ECLI:NL:GHARL:2021:8998

Gerechtshof Arnhem-Leeuwarden

Datum uitspraak
14 september 2021
Publicatiedatum
27 september 2021
Zaaknummer
21-003450-18
Instantie
Gerechtshof Arnhem-Leeuwarden
Type
Uitspraak
Rechtsgebied
Strafrecht
Procedures
  • Hoger beroep
Vindplaatsen
  • Rechtspraak.nl
AI samenvatting door LexboostAutomatisch gegenereerd

Niet-ontvankelijkheid van de officier van justitie in hoger beroep na intrekking

In deze zaak heeft de officier van justitie hoger beroep ingesteld tegen een vonnis van de rechtbank Gelderland, uitgesproken op 5 juni 2018. Het hoger beroep werd behandeld door het gerechtshof Arnhem-Leeuwarden, dat op 14 september 2021 uitspraak deed. Tijdens de zittingen op 10 september 2020 en 14 september 2021 is het hof tot de conclusie gekomen dat de officier van justitie het hoger beroep niet wenst te handhaven. Dit bleek uit een akte van intrekking van het hoger beroep, gedateerd 13 juli 2021. De officier van justitie had geen belang meer bij de behandeling van het hoger beroep, aangezien het onderzoek al was aangevangen en de verdachte zelf geen hoger beroep had ingesteld. Het hof oordeelde dat er geen rechtens te respecteren belang was dat een nader onderzoek in hoger beroep rechtvaardigde. Daarom werd de officier van justitie niet-ontvankelijk verklaard in het hoger beroep. De uitspraak werd gedaan door de meervoudige kamer voor strafzaken van het gerechtshof, onder leiding van voorzitter mr. M.L.H.E. Roessingh-Bakels, en in aanwezigheid van de andere raadsheren en de griffier.

Uitspraak

Afdeling strafrecht
Parketnummer: 21-003450-18
Uitspraak d.d.: 14 september 2021
TEGENSPRAAK
Arrestvan de meervoudige kamer voor strafzaken van het gerechtshof Arnhem-Leeuwarden, zittingsplaats Arnhem
gewezen op het hoger beroep, ingesteld tegen het vonnis van de rechtbank Gelderland van 5 juni 2018 met parketnummer 05-800066-16 in de strafzaak tegen

[verdachte] ,

geboren te [geboorteplaats] (Turkije) op [geboortedag] 1965,
wonende te [woonplaats] .

Het hoger beroep

De officier van justitie heeft tegen het hiervoor genoemde vonnis hoger beroep ingesteld.

Onderzoek van de zaak

Dit arrest is gewezen naar aanleiding van het onderzoek op de terechtzittingen van het hof van 10 september 2020 en 14 september 2021 en, overeenkomstig het bepaalde bij artikel 422 van het Wetboek van Strafvordering, het onderzoek op de terechtzitting in eerste aanleg.
Het hof heeft kennisgenomen van de vordering van de advocaat-generaal. Deze vordering is na voorlezing aan het hof overgelegd.

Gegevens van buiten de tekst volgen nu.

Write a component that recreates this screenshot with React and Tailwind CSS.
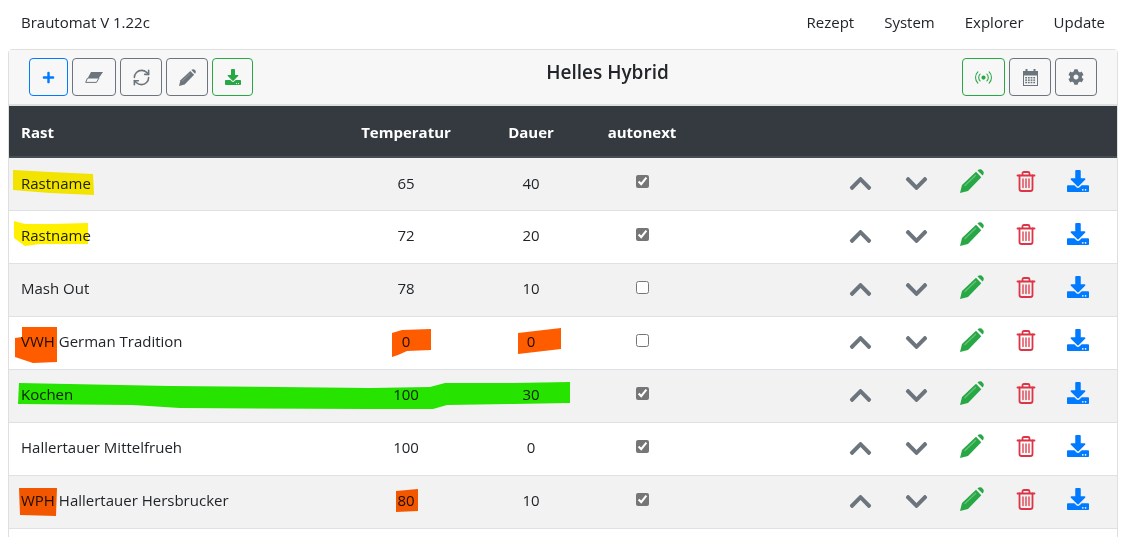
import { FaPlus, FaDownload, FaCog, FaChevronUp, FaChevronDown } from "react-icons/fa";
import { BsBroadcast } from "react-icons/bs";
import { RefreshCw } from "lucide-react";

const rows = [
	{ name: "Rastname", temp: 65, time: 40, auto: true },
	{ name: "Rastname", temp: 72, time: 20, auto: true },
	{ name: "Mash Out", temp: 78, time: 10, auto: false },
	{ name: "VWH German Tradition", temp: 0, time: 0, auto: false },
	{ name: "Kochen", temp: 100, time: 30, auto: true },
	{ name: "Hallertauer Mittelfrueh", temp: 100, time: 0, auto: true },
	{ name: "WPH Hallertauer Hersbrucker", temp: 80, time: 10, auto: true },
];

// marker scribbles somebody drew on top of the screenshot
const marks = [
	{ color: "#fff000", points: "13,170 50,172 93,174 94,195 50,193 13,190" },
	{ color: "#fff000", points: "14,221 25,224 50,224 88,223 88,244 40,244 25,246 14,238" },
	{ color: "#ff5c00", points: "22,327 57,327 57,362 33,363 15,357 15,338 22,337" },
	{ color: "#ff5c00", points: "392,333 402,330 431,329 431,350 407,351 398,355 392,357" },
	{ color: "#ff5c00", points: "518,333 561,328 561,349 518,354" },
	{ color: "#28f000", points: "19,383 170,386 370,388 430,387 445,383 513,383 570,382 570,403 513,404 447,405 433,409 370,409 180,408 133,405 18,404" },
	{ color: "#ff5c00", points: "19,488 57,488 56,516 20,515" },
	{ color: "#ff5c00", points: "396,491 418,489 418,511 396,512" },
];

const Pencil = ({ size }) => (
	<svg width={size} height={size} viewBox="0 0 24 24" fill="currentColor">
		<path d="M0 24 L2 16 L16 2.8 L21.3 8.2 L8 22 Z" />
		<path d="M17.5 1.5 Q19.5 -0.5 21.5 0.6 L23.2 2.2 Q24.5 4.2 22.6 6.6 Z" />
		<path d="M4.5 17 L16 6" stroke="#fff" strokeOpacity="0.3" strokeWidth="1.2" />
	</svg>
);

const Trash = () => (
	<svg width="20" height="21" viewBox="0 0 19 21" fill="none" stroke="currentColor" strokeWidth="1.8" strokeLinecap="round">
		<path d="M1 4.5 H18" />
		<path d="M6 4 V2.5 Q6 1 7.5 1 H11.5 Q13 1 13 2.5 V4" />
		<path d="M3 4.5 V18 Q3 20 5 20 H14 Q16 20 16 18 V4.5" />
		<path d="M6.5 8 V16.5 M9.5 8 V16.5 M12.5 8 V16.5" strokeWidth="1.3" />
	</svg>
);

const Eraser = () => (
	<svg width="18" height="11" viewBox="0 0 18 11">
		<path d="M6 0 H18 L13.5 6.5 H2.5 Z" fill="currentColor" />
		<path d="M2.5 6 L0.7 10.4 H11.5 L14 6" fill="none" stroke="currentColor" strokeWidth="1" />
	</svg>
);

const CalendarIcon = () => {
	const cells = [];
	for (let y = 8; y < 15; y += 2.4) {
		for (let x = 2.2; x < 12; x += 2.7) {
			cells.push(<rect key={`${x}-${y}`} x={x} y={y} width="1.8" height="1.5" fill="currentColor" />);
		}
	}
	return (
		<svg width="15" height="17" viewBox="0 0 15 17">
			<path d="M0 2 H2.5 V0 H4.5 V2 H10.5 V0 H12.5 V2 H15 V6.5 H0 Z" fill="currentColor" />
			<rect x="0.5" y="6" width="14" height="10.5" fill="#f7f7f7" stroke="currentColor" />
			{cells}
		</svg>
	);
};

const ToolButton = ({ className, children }) => (
	<button type="button" className={`flex items-center justify-center h-[38px] border rounded ${className}`}>
		{children}
	</button>
);

const Row = ({ row, index }) => (
	<tr className={`h-[53px] border-b border-[#dee2e6] ${index % 2 === 0 ? "bg-[#f2f2f2]" : "bg-white"}`}>
		<td className="pl-3 pb-[2px]">{row.name}</td>
		<td className="pb-[2px] text-center">{row.temp}</td>
		<td className="pb-[2px] text-center">{row.time}</td>
		<td>
			<input type="checkbox" defaultChecked={row.auto} className="block mx-auto mb-[5px] accent-[#767676]" />
		</td>
		<td />
		<td><div className="flex justify-center text-[#6c757d] text-[25px]"><FaChevronUp /></div></td>
		<td><div className="flex justify-center text-[#6c757d] text-[25px]"><FaChevronDown /></div></td>
		<td><div className="flex justify-center pb-[5px] text-[#28a745]"><Pencil size={24} /></div></td>
		<td><div className="flex justify-center pb-[4px] text-[#dc3545]"><Trash /></div></td>
		<td className="pr-3"><div className="flex justify-center pb-[6px] text-[#007bff] text-[22px]"><FaDownload /></div></td>
	</tr>
);

const App = () => {
	return (
		<div className="relative h-[537px] overflow-hidden bg-white text-[15px] text-[#212529] font-['Open_Sans',sans-serif]">
			<nav className="flex items-center justify-between h-[45px] pl-[21px] pr-[25px]">
				<span>Brautomat V 1.22c</span>
				<div className="flex gap-[30px]">
					<a>Rezept</a>
					<a>System</a>
					<a>Explorer</a>
					<a>Update</a>
				</div>
			</nav>

			<div className="mx-2 mt-1 w-[1110px] h-[600px] border border-[#dfdfdf] rounded-t">
				<div className="flex items-center h-[56px] px-5 bg-[#f7f7f7] border-b-2 border-[#dfdfdf]">
					<div className="flex gap-1 w-[389px]">
						<ToolButton className="w-[39px] border-[#007bff] text-[#007bff]"><FaPlus className="text-[13px]" /></ToolButton>
						<ToolButton className="w-[44px] border-[#6c757d] text-[#6c757d]"><Eraser /></ToolButton>
						<ToolButton className="w-[42px] border-[#6c757d] text-[#6c757d]"><RefreshCw size={19} strokeWidth={2} /></ToolButton>
						<ToolButton className="w-[42px] border-[#6c757d] text-[#6c757d]"><Pencil size={17} /></ToolButton>
						<ToolButton className="w-[41px] border-[#28a745] text-[#28a745]"><FaDownload className="text-[16px]" /></ToolButton>
					</div>
					<h1 className="flex-1 mb-2.5 text-center text-[19px] font-semibold">Helles Hybrid</h1>
					<div className="flex justify-end gap-1 w-[300px]">
						<ToolButton className="w-[43px] border-[#28a745] text-[#28a745]"><BsBroadcast className="text-[17px]" /></ToolButton>
						<ToolButton className="w-[42px] border-[#6c757d] text-[#6c757d]"><CalendarIcon /></ToolButton>
						<ToolButton className="w-[42px] border-[#6c757d] text-[#6c757d]"><FaCog className="text-[16px]" /></ToolButton>
					</div>
				</div>

				<table className="w-full table-fixed border-collapse">
					<colgroup>
						<col className="w-[339px]" />
						<col className="w-[116px]" />
						<col className="w-[134px]" />
						<col className="w-[88px]" />
						<col className="w-[146px]" />
						<col className="w-[56px]" />
						<col className="w-[56px]" />
						<col className="w-[56px]" />
						<col className="w-[51px]" />
						<col />
					</colgroup>
					<thead>
						<tr className="h-[51px] bg-[#343a40] text-white font-bold border-b-2 border-[#454d55]">
							<th className="pl-3 pt-[2px] text-left">Rast</th>
							<th className="pt-[2px]">Temperatur</th>
							<th className="pt-[2px]">Dauer</th>
							<th className="pt-[2px]">autonext</th>
							<th colSpan={6} />
						</tr>
					</thead>
					<tbody>
						{rows.map((row, index) => (
							<Row key={index} row={row} index={index} />
						))}
					</tbody>
				</table>
			</div>

			<svg className="absolute inset-0 pointer-events-none mix-blend-multiply" width="1130" height="537">
				{marks.map((mark, index) => (
					<polygon key={index} points={mark.points} fill={mark.color} />
				))}
			</svg>
		</div>
	);
};

export default App;
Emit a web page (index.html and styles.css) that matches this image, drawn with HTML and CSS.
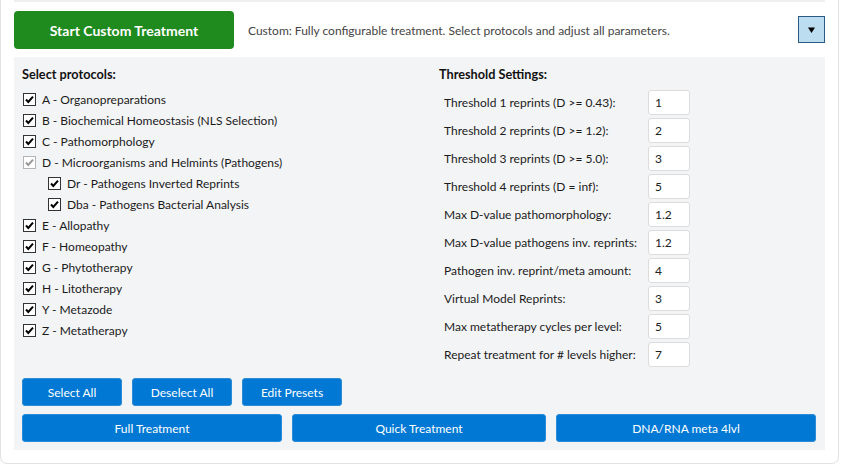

Ontvankelijkheid van het hoger beroep

Blijkens de akte intrekken hoger beroep van 13 juli 2021 wenst de officier van justitie het hoger beroep niet te handhaven. Intrekking van het hoger beroep was niet meer mogelijk, nu het onderzoek ter terechtzitting in hoger beroep reeds op een eerdere (regie)zitting van het hof was aangevangen. Verdachte had geen hoger beroep ingesteld. Nu het openbaar ministerie geen belang meer stelt in behandeling van het hoger beroep en nu ook overigens niet is gebleken van enig rechtens te respecteren belang dat is gediend met enig nader onderzoek van de zaak in hoger beroep, zal de officier van justitie daarin niet-ontvankelijk worden verklaard.

BESLISSING

Het hof:
Verklaart de officier van justitie niet-ontvankelijk in het hoger beroep.
Aldus gewezen door
mr. M.L.H.E. Roessingh-Bakels, voorzitter,
mr. E.W. van den Heuvel en mr. R. Krijger, raadsheren,
in tegenwoordigheid van mr. S.H. Diepeveen, griffier,
en op 14 september 2021 ter openbare terechtzitting uitgesproken.